Ok, thanks for clarifying your question. First, I would suggest making layers 1-6 invertible. This should be simple (the in_features/out_features ratio is 1:1, which is what memcnn supports very well) by wrapping the intermediate linear blocks with the Affine or Additive Coupling blocks as you did before. (These can subsequently be wrapped in the memcnn.InvertibleModuleWrapper() to achieve memory savings.)

The final layer (7), does it have to be 1024 output features? Why not increase the previous layers (1-6) to 1024 features? Or decrease the out_features to 512? Both of those approaches would be the simplest in your case, so you can just wrap it like you did with layers (1-6). Otherwise, you could duplicate your output once, but I doubt that is what you would want.

If you also want to make you first layer (1) invertible, this seems to be the most problematic. If this is really desirable, maybe consider making it have a matching number of in_features and out_features as well.
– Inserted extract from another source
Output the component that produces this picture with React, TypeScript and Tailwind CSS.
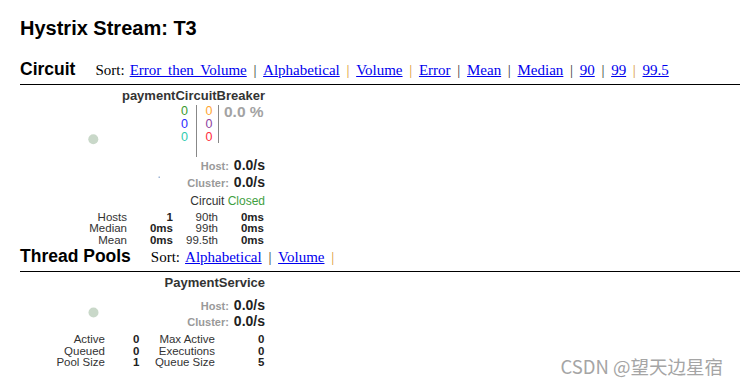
const circuitSorts = [
  'Error then Volume',
  'Alphabetical',
  'Volume',
  'Error',
  'Mean',
  'Median',
  '90',
  '99',
  '99.5',
]
// pipe colour after each link (true = orange)
const circuitPipes = [false, true, true, false, false, false, false, true]

const Pipe = ({ orange }: { orange: boolean }) => (
  <span className={`inline-block w-[16.4px] text-center ${orange ? 'text-[#d9962e]' : 'text-[#333]'}`}>|</span>
)

const SortLink = ({ label }: { label: string }) => (
  <a href="#" className="text-[#0000ee] underline [word-spacing:3px]">
    {label}
  </a>
)

const SectionHeader = ({ title, children }: { title: string; children: React.ReactNode }) => (
  <div className="flex items-baseline border-b border-black pb-[4px]">
    <h2 className="text-[17.5px] leading-[21px] font-bold text-black">{title}</h2>
    <div className="ml-[20px] font-['Liberation_Serif','Times_New_Roman',serif] text-[15px] leading-[19px] text-black">
      <span className="mr-[5px]">Sort:</span>
      {children}
    </div>
  </div>
)

const Rate = ({ label }: { label: string }) => (
  <div className="text-right text-[14px] leading-[inherit] font-bold text-[#222]">
    <span className="mr-[5px] text-[11px] leading-none text-[#999]">{label}</span>
    0.0/s
  </div>
)

const CircuitCard = () => (
  <div className="relative w-[245px] text-right">
    <svg className="absolute left-0 top-0" width="245" height="160">
      <circle cx="73.3" cy="51.3" r="5" fill="#c9d8c9" />
      <rect x="138.5" y="88.5" width="1.5" height="1.5" fill="#9fb6d6" />
    </svg>
    <div className="relative mt-[3px] text-[13px] leading-[15px] font-bold text-[#333]">paymentCircuitBreaker</div>
    <div className="relative mt-[1.5px] flex justify-end text-[12.5px] leading-[13.3px]">
      <div className="h-[52px] border-r border-[#888] pr-[8px] text-right">
        <div className="text-[#3a9a2e]">0</div>
        <div className="text-[#2b2bff]">0</div>
        <div className="text-[#2fcbaf]">0</div>
      </div>
      <div className="h-[38px] w-[22px] border-r border-[#888] pl-[8.5px] text-left">
        <div className="text-[#ffa533]">0</div>
        <div className="text-[#8e3f9e]">0</div>
        <div className="text-[#ff2c3c]">0</div>
      </div>
      <div className="w-[46px] pl-[5px] text-left text-[15.5px] font-bold text-[#a3a3a3]">0.0 %</div>
    </div>
    <div className="relative leading-[17px]">
      <Rate label="Host:" />
      <Rate label="Cluster:" />
    </div>
    <div className="relative mt-[3px] text-[12px] leading-[14px] text-[#333]">
      Circuit <span className="text-[#3fa03f]">Closed</span>
    </div>
    <div className="relative mt-[4px] grid grid-cols-[107px_46px_45px_46px] text-right text-[11.5px] leading-[11.5px] text-[#333]">
      <div>Hosts</div>
      <div className="font-bold text-[#222]">1</div>
      <div>90th</div>
      <div className="font-bold text-[#222]">0ms</div>
      <div>Median</div>
      <div className="font-bold text-[#222]">0ms</div>
      <div>99th</div>
      <div className="font-bold text-[#222]">0ms</div>
      <div>Mean</div>
      <div className="font-bold text-[#222]">0ms</div>
      <div>99.5th</div>
      <div className="font-bold text-[#222]">0ms</div>
    </div>
  </div>
)

const ThreadPoolCard = () => (
  <div className="relative w-[245px] text-right">
    <svg className="absolute left-0 top-0" width="245" height="60">
      <circle cx="73.5" cy="37.5" r="5" fill="#c9d8c9" />
    </svg>
    <div className="relative mt-[3px] text-[13px] leading-[15px] font-bold text-[#333]">PaymentService</div>
    <div className="relative mt-[6.5px] leading-[16px]">
      <Rate label="Host:" />
      <Rate label="Cluster:" />
    </div>
    <div className="relative mt-[5px] grid grid-cols-[85px_34.5px_75.5px_49.5px] text-right text-[11.5px] leading-[11.75px] text-[#333]">
      <div>Active</div>
      <div className="font-bold text-[#222]">0</div>
      <div>Max Active</div>
      <div className="font-bold text-[#222]">0</div>
      <div>Queued</div>
      <div className="font-bold text-[#222]">0</div>
      <div>Executions</div>
      <div className="font-bold text-[#222]">0</div>
      <div>Pool Size</div>
      <div className="font-bold text-[#222]">1</div>
      <div>Queue Size</div>
      <div className="font-bold text-[#222]">5</div>
    </div>
  </div>
)

export default function App() {
  return (
    <div className="relative min-h-[385px] bg-white pl-[20px] pt-[16px] font-['Liberation_Sans',Arial,sans-serif] text-black">
      <h1 className="text-[20px] leading-[24px] font-bold">Hystrix Stream: T3</h1>

      <div className="mt-[19.4px]">
        <SectionHeader title="Circuit">
          {circuitSorts.map((s, i) => (
            <span key={s}>
              <SortLink label={s} />
              {i < circuitPipes.length && <Pipe orange={circuitPipes[i]} />}
            </span>
          ))}
        </SectionHeader>
      </div>
      <CircuitCard />

      <SectionHeader title="Thread Pools">
        <SortLink label="Alphabetical" />
        <Pipe orange={false} />
        <SortLink label="Volume" />
        <Pipe orange={true} />
      </SectionHeader>
      <ThreadPoolCard />

      <div className="absolute right-[17px] bottom-[8px] font-['Noto_Sans_CJK_SC','Noto_Sans',sans-serif] text-[18.5px] leading-[22px] text-[#a5a5a5] [text-shadow:0_0_1px_#fff]">
        CSDN @望天边星宿
      </div>
    </div>
  )
}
An alternative for the first layer would be to try the very experimental pad and subsequent crop trick. I.e. apply zero padding to the output of the linear layer, until in_features == out_features, wrapping that with a Coupling block, subsequently cropping the padded part, right after the coupling block. I could provide an example if you're interested.

Thank you very much for your reply

What I want to explain is that I need to maintain the reversibility of the entire network, so that I can reversibly get 9216-dimensional input after operating on 1024-dimensional output. Here, the 9216-dimensional input is immutable and must include in the reversible network. My most important goal is to get this 9216-dimensional input through a reversible network.
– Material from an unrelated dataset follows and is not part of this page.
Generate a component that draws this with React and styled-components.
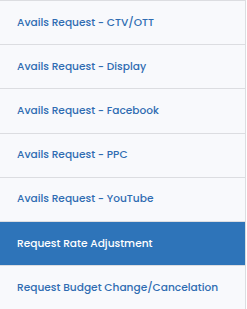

Of course, if I modify the 1024-dimensional output to 9216-dimensional output, the problem can be solved, but changing the input to 1024-dimensional is for better follow-up operations.

Can the network be reversible if the input must be a 9216-dimensional vector and the output is a 1024-dimensional vector?

If the input and output must be of the same dimension, then there will be relatively large limitations in practical applications.

silvandeleemput commented 3 years ago

Can the network be reversible if the input must be a 9216-dimensional vector and the output is a 1024-dimensional vector?

For as far as I know this can't be made reversible for the general case. That's because you still require all the elements of the final output to reconstruct the input (all 9216 features). So you can't throw anything away from the 9216-dimensional output vector without throwing away some information about how to reconstruct the input. I think this is because of the mathematical nature of the reversible couplings. The outputs are also partially encoding the inputs after all.

I just tried to work it out using the crop and pad strategy I described earlier, but this still won't work because of the above reasons. After applying the padding inside the coupling the output is invertible, but after cropping it would no longer be the case.

Of course, there are some non-practical special cases for which it would work, e.g. if the input dimension is a 1024-feature vector 9 times duplicated or a 1024-feature vector with the other 8192-features all being zero.

If the input and output must be of the same dimension, then there will be relatively large limitations in practical applications.

It depends on what you want. In the literature (and in practice), they tend to mix invertible operations and normal non-invertible operations for things that change output dimensions and shapes like pooling. MemCNN was designed with this mixing strategy in mind, so that you can easily turn invertible modules memory-efficient using the memcnn.InvertibleModuleWrapper, while still relying on normal operations where they are more sensical.

There are also some special techniques to change dimensions, like invertible down-sampling:

image

Source: https://arxiv.org/pdf/1802.07088.pdf But these relate to special dimensions and still maintain a 1:1 mapping regarding the number of elements.

You might be able to do something similar by splitting your output of 9216 elements over 9 batches of 1024. E.g. if your input has a batch size of 5 with 9216 features, your output becomes a batch size of 5x9=45 with 1024 features. In this way, you can keep it fully invertible.

xuedue commented 3 years ago

Ok, thanks for clarifying your question. First, I would suggest making layers 1-6 invertible. This should be simple (the in_features/out_features ratio is 1:1, which is what memcnn supports very well) by wrapping the intermediate linear blocks with the Affine or Additive Coupling blocks as you did before. (These can subsequently be wrapped in the memcnn.InvertibleModuleWrapper() to achieve memory savings.) The final layer (7), does it have to be 1024 output features? Why not increase the previous layers (1-6) to 1024 features? Or decrease the out_features to 512? Both of those approaches would be the simplest in your case, so you can just wrap it like you did with layers (1-6). Otherwise, you could duplicate your output once, but I doubt that is what you would want. If you also want to make you first layer (1) invertible, this seems to be the most problematic. If this is really desirable, maybe consider making it have a matching number of in_features and out_features as well. An alternative for the first layer would be to try the very experimental pad and subsequent crop trick. I.e. apply zero padding to the output of the linear layer, until in_features == out_features, wrapping that with a Coupling block, subsequently cropping the padded part, right after the coupling block. I could provide an example if you're interested.

Thank you very much for your reply

What I want to explain is that I need to maintain the reversibility of the entire network, so that I can reversibly get 9216-dimensional input after operating on 1024-dimensional output. Here, the 9216-dimensional input is immutable and must include in the reversible network. My most important goal is to get this 9216-dimensional input through a reversible network.

Of course, if I modify the 1024-dimensional output to 9216-dimensional output, the problem can be solved, but changing the input to 1024-dimensional is for better follow-up operations.

Can the network be reversible if the input must be a 9216-dimensional vector and the output is a 1024-dimensional vector?

If the input and output must be of the same dimension, then there will be relatively large limitations in practical applications.

Thank you very much for your explanation. If I have other problems in the following use, I will disturb you again.